As lncRNAs are expressed at low levels, selective silencing of a target lncRNA may require only a small drug dose to obtain a strong increase in gene expression, according to Claes Wahlestedt, a researcher at the University of Miami, in Florida, and scientific founder of cuRNA, now the Opko-Curna subsidiary of Miami-based Opko Health. Whether such increases will result in durable, clinically meaningful effects remains an open question for now. RaNA is currently in the process of finalizing the specific oligonucleotide chemistry it will employ and is several years from starting a clinical trial. Because it will use single-stranded antisense oligonucleotides, the company hopes to avoid some of the delivery problems that have bedeviled the development of drugs based on double-stranded short interfering RNA (siRNA). It plans to administer its lncRNA inhibitors subcutaneously as a saline solution. Even so, as for other antisense approaches, endosomal escape of oligonucleotides, once they have been transported across the cell membrane, remains a challenge.
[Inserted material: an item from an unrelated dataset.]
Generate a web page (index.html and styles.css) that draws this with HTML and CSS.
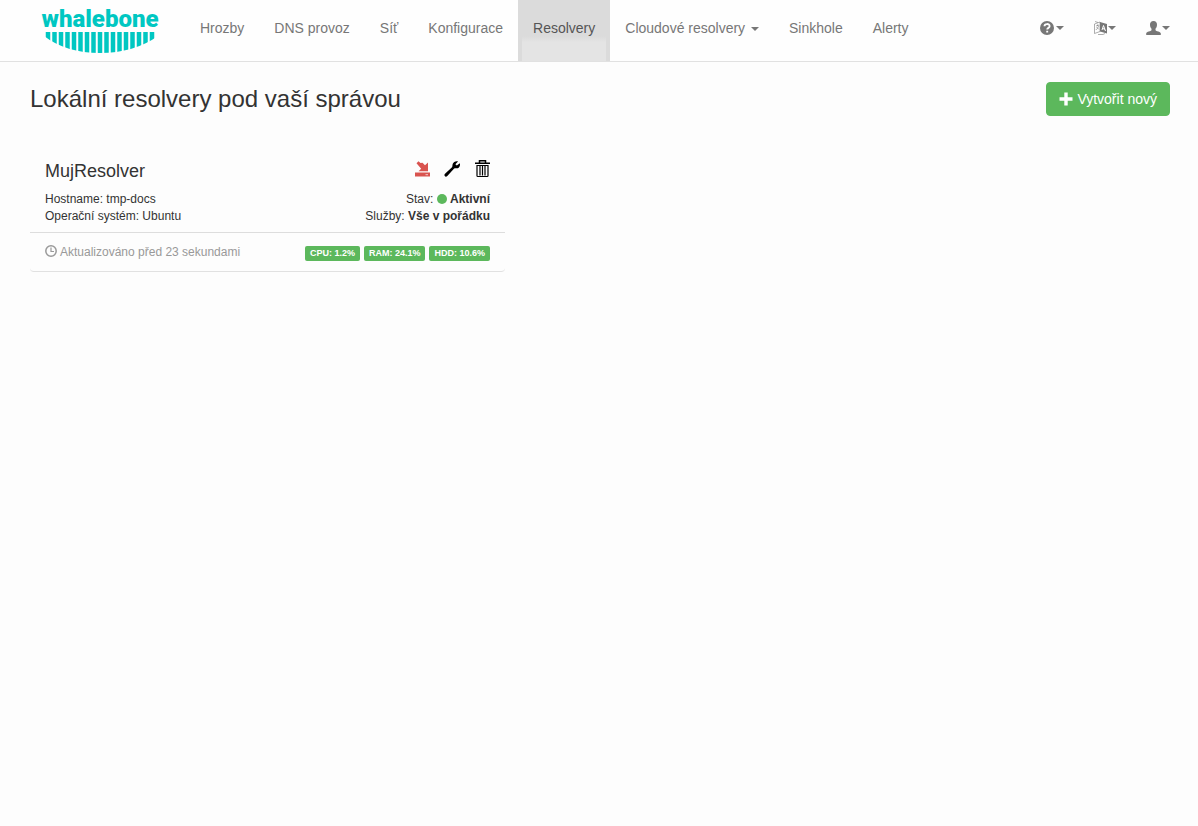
FILE: index.html
```html
<!DOCTYPE html>
<html lang="cs">
<head>
<meta charset="utf-8">
<title>Whalebone – Resolvery</title>
<link rel="stylesheet" href="styles.css">
</head>
<body>
<header class="navbar">
  <a class="brand" href="#" aria-label="whalebone">
    <svg width="120" height="48" viewBox="0 0 120 48">
      <defs><clipPath id="jaw"><path d="M4 25H118V29Q94 46 60 46T4 29Z"/></clipPath></defs>
      <text class="brand-name" x="60" y="20" text-anchor="middle">whalebone</text>
      <path class="brand-bars" clip-path="url(#jaw)" d="M8 24V46M14.500 24V46M21 24V46M27.500 24V46M34 24V46M40.500 24V46M47 24V46M53.500 24V46M60 24V46M66.500 24V46M73 24V46M79.500 24V46M86 24V46M92.500 24V46M99 24V46M105.500 24V46M112 24V46"/>
    </svg>
  </a>
  <nav class="menu">
    <a href="#">Hrozby</a>
    <a href="#">DNS provoz</a>
    <a href="#">Síť</a>
    <a href="#">Konfigurace</a>
    <a class="active" href="#" aria-current="page">Resolvery</a>
    <a href="#">Cloudové resolvery <span class="caret spaced"></span></a>
    <a href="#">Sinkhole</a>
    <a href="#">Alerty</a>
  </nav>
  <div class="tools">
    <button type="button" aria-label="Nápověda">
      <svg width="15" height="14" viewBox="0 0 15 14"><circle cx="7" cy="7" r="7" fill="currentColor"/><path d="M4.500 5.300C4.500 2.400 9.600 2.300 9.600 5.200C9.600 7 7.200 6.800 7.200 8.600M7.200 9.700V11.500" fill="none" stroke="#fff" stroke-width="1.900"/></svg><span class="caret"></span>
    </button>
    <button type="button" aria-label="Jazyk">
      <svg width="13" height="14" viewBox="0 0 13 14"><path d="M6 1L13 3V12.500L6 10.500Z" fill="currentColor"/><path d="M8 9L9.500 4.500L11.500 10M8.500 7.500L11 8.200" fill="none" stroke="#fff"/><path d="M.5 3L6 1V10.500L.5 12.500ZM2 5L5 4M3.500 3.500V5M4.800 4.500Q4 7.500 1.800 9M2.500 6L5 8.500M1 .5L4 1.500M4 13.500H9L11 12.500" fill="none" stroke="currentColor" stroke-width=".6"/></svg><span class="caret"></span>
    </button>
    <button type="button" aria-label="Účet">
      <svg width="15" height="14" viewBox=".5 0 15 14"><path d="M8 0C5.500 0 4.300 1.700 4.500 4C4.600 5.800 5.200 7 6 7.800V9.300C5.500 10.300 1 10.700 .7 12.300V14H15.300V12.300C15 10.700 10.500 10.300 10 9.300V7.800C10.800 7 11.400 5.800 11.500 4C11.700 1.700 10.500 0 8 0Z" fill="currentColor"/></svg><span class="caret"></span>
    </button>
  </div>
</header>
<main class="page">
  <div class="page-head">
    <h1>Lokální resolvery pod vaší správou</h1>
    <button class="create" type="button"><svg width="14" height="14" viewBox="0 0 14 14"><path d="M7 .5V13.500M.5 7H13.500" stroke="currentColor" stroke-width="3.400"/></svg>Vytvořit nový</button>
  </div>
  <section class="card">
    <div class="card-body">
      <div class="row title-row">
        <h2>MujResolver</h2>
        <div class="actions">
          <button class="danger" type="button" aria-label="Aktualizovat"><svg width="16" height="16" viewBox="0 0 16 16"><path d="M1 11.500H16V15.500H1Z" fill="currentColor"/><path d="M2.500 2.200L4.500 .2L6.500 2L8.500 1.800L11 4.200L14 1.500V10.300H4.500L7.200 7.700Z" fill="currentColor"/><path d="M11.500 13.700H14" stroke="#fff" stroke-width=".7"/></svg></button>
          <button type="button" aria-label="Nastavit"><svg width="16" height="16" viewBox="0 0 16 16"><path d="M14 .4L11.400 3.200L12.800 4.600L15.800 2.200C16.600 5 15 7.300 12.500 7.300C11.200 7.300 10.400 7.300 9.700 8L3.300 15C1.500 16.800-.7 14.500 1 12.700L8 6.300C8.500 5.500 8.300 4.500 8.700 3C9.300 .8 12 -.3 14 .4Z" fill="currentColor"/></svg></button>
          <button type="button" aria-label="Smazat"><svg width="16" height="18" viewBox="0 0 16 18"><path d="M5.500 2.500V.8H11.500V2.500M1 3.300H16" fill="none" stroke="currentColor" stroke-width="1.500"/><path d="M2.500 5.500H14.500M3 5V15.700Q3 16.500 3.800 16.500H13.200Q14 16.500 14 15.700V5M6 6V15.500M8.500 6V15.500M11 6V15.500" fill="none" stroke="currentColor" stroke-width="1.200"/></svg></button>
        </div>
      </div>
      <div class="row"><span>Hostname: tmp-docs</span><span>Stav: <span class="dot"></span> <b>Aktivní</b></span></div>
      <div class="row"><span>Operační systém: Ubuntu</span><span>Služby: <b>Vše v pořádku</b></span></div>
    </div>
    <div class="row card-foot">
      <span class="updated"><svg width="12" height="14" viewBox="0 -1 12 14"><circle cx="6" cy="6" r="5.200" fill="none" stroke="currentColor" stroke-width="1.500"/><path d="M6 2.500V6.500H9" fill="none" stroke="currentColor" stroke-width="1.200"/></svg>Aktualizováno před 23 sekundami</span>
      <span class="labels"><span class="label">CPU: 1.2%</span><span class="label">RAM: 24.1%</span><span class="label">HDD: 10.6%</span></span>
    </div>
  </section>
</main>
</body>
</html>
```
FILE: styles.css
```css
* { box-sizing: border-box; }
body {
  margin: 0;
  background: #fdfdfd;
  color: #333;
  font: 14px/20px "Liberation Sans", Arial, sans-serif;
}
button {
  border: 0;
  padding: 0;
  background: none;
  color: inherit;
  font: inherit;
  cursor: pointer;
}
h1, h2 { margin: 0; font-weight: 400; }
h1 { font-size: 24px; line-height: 26px; }
h2 { font-size: 18px; line-height: 20px; }

.navbar {
  display: flex;
  height: 62px;
  border-bottom: 1px solid #e1e1e1;
  background: #fefefe;
  color: #777;
}
.brand { width: 185px; padding: 7px 0 0 40px; }
.brand svg { display: block; overflow: visible; }
.brand-name {
  fill: #00c7c2;
  font: 900 24px Roboto, sans-serif;
}
.brand-bars { fill: none; stroke: #00c7c2; stroke-width: 4.5px; }
.menu { display: flex; }
.menu a {
  padding: 18px 15px 23px;
  color: inherit;
  text-decoration: none;
  white-space: nowrap;
}
.menu .active {
  background: linear-gradient(#dbdbdb, #e4e4e4 6px) bottom / 84px 25px no-repeat #dbdbdb;
  color: #555;
}
.caret {
  display: inline-block;
  border: 4px solid transparent;
  border-top-color: currentColor;
  border-bottom: 0;
  vertical-align: middle;
}
.caret.spaced { margin-left: 2px; }
.tools {
  display: flex;
  gap: 30px;
  margin-left: auto;
  padding: 0 28px 6px 0;
}
.tools button { display: flex; align-items: center; gap: 1px; }

.page { padding: 20px 28px 0 30px; }
.page-head { display: flex; justify-content: space-between; }
.page-head h1 { padding-top: 4px; }
.create {
  display: flex;
  align-items: center;
  gap: 4px;
  height: 34px;
  padding: 0 12px;
  border: 1px solid #5cb85c;
  border-radius: 4px;
  background: #5cb85c;
  color: #fff;
}
.card {
  max-width: 475px;
  margin-top: 30px;
  border-bottom: 1px solid #e1e1e1;
  border-radius: 4px;
  font-size: 12px;
  line-height: 17px;
}
.card-body { padding: 14px 15px 7px; border-bottom: 1px solid #ddd; }
.row { display: flex; justify-content: space-between; }
.title-row { margin-bottom: 10px; }
.title-row h2 { padding-top: 1px; }
.actions { display: flex; gap: 14px; align-items: center; color: #000; height: 18px; }
.actions svg, .create svg, .tools svg { display: block; }
.danger { color: #d9534f; }
.dot {
  display: inline-block;
  width: 10px;
  height: 10px;
  border-radius: 50%;
  background: #5cb85c;
  vertical-align: -1px;
}
.card-foot { align-items: flex-end; padding: 11px 15px 10px; }
.updated { display: flex; align-items: flex-start; gap: 3px; color: #999; }
.labels { display: flex; gap: 4px; }
.label {
  padding: 0 5px;
  border-radius: 2px;
  background: #5cb85c;
  color: #fff;
  font-size: 9px;
  font-weight: 700;
  line-height: 15px;
}
```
Several other startups are targeting epigenetic mechanisms, such as Copenhagen-based EpiTherapeutics, Cambridge, UK–based CellCentric, and Cambridge, Massachusetts–based Epizyme and Constellation Pharmaceuticals, all of which are working on enzymatic targets, such as histone methyltransferases, histone demethylases, histone trimethyl demethylases and ubiquitin modifiers. RaNA's closest competitor is Opko-Curna, which is also using oligonucleotides to target a noncoding RNA species called natural antisense transcripts (Nat. Biotechnol. 30, 453–459, 2012). The company also aims selectively to boost the expression of target genes, such as sodium channel, voltage-gated, type I, alpha subunit (SC1NA), a brain sodium channel which, owing to haploinsufficiency, is poorly expressed in Dravet's disease, a severe form of childhood epilepsy. Both approaches promise greater specificity than that offered by targeting epigenetic mechanisms at the enzymatic level, but the downside is that they rely on an experimental therapeutic platform with, as yet, a limited number of target organs. In short, RaNA is working with unvalidated technology, applied to an emerging branch of biology. Its risk profile is as distinct as its technological approach.